George Osborne will have to be more imaginative if he is to keep cutting and at the same time lay claim to the mantle of compassionate conservatism

Turning thought into action is never easy. Finding an extra £20 billion in public sector savings, as George Osborne must over the next four weeks, is going to be exceptionally hard. He has allowed too much government spending to be ring-fenced. He is under intense pressure to revisit his decision to cut tax credits for the working poor. He has barred himself from borrowing “in normal times” and his prime minister has barred him from cutting the biggest single component of government largesse, which goes to pensioners. Something big will have to give.

Mr Osborne has promised to deliver a budget surplus by 2019-20. This is the reason for the looming cuts, and they are more than justified. The economy is too vulnerable to inevitable interest rate rises and, when they come, vital investment in skills and infrastructure will be hostage to the rising cost of servicing the national debt and deficit. The challenge for the Treasury, however, is to find these savings without imposing unsustainable burdens on those least able to shoulder them. So far this challenge is not being met.
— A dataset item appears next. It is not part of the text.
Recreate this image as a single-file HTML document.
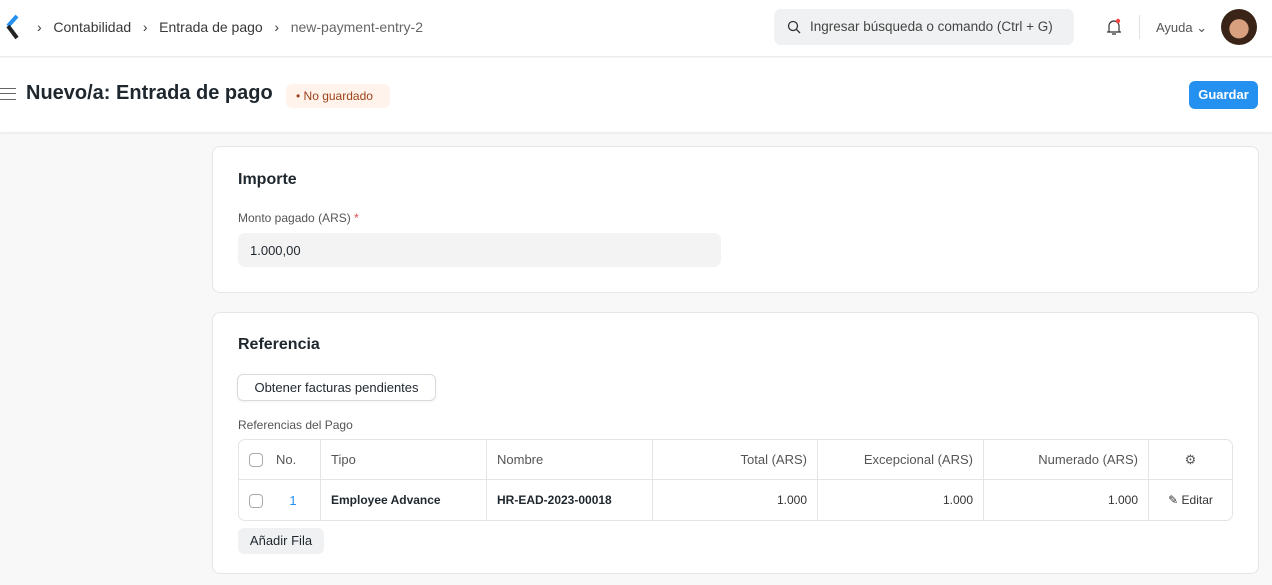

Before the election the coalition enshrined in law a commitment to spending 0.7 per cent of GDP on overseas aid. Since then the Tories have promised to spend 2 per cent of GDP on defence. They have also put spending on health and education beyond the reach of the austerity knife, and their manifesto undertook to protect a range of pensioners’ benefits and the “triple lock” on the basic state pension.

These promises have drastically narrowed the chancellor’s options. They have ensured that future cuts will fall disproportionately on in-work benefits and unprotected departmental spending, and they may narrow still further. Publication of the government’s detailed spending review is due on November 25. As it approaches, Mr Osborne is said to be receptive to arguments from both the Home Office and the Foreign and Commonwealth Office that excessive cuts to their budgets would put national security at risk.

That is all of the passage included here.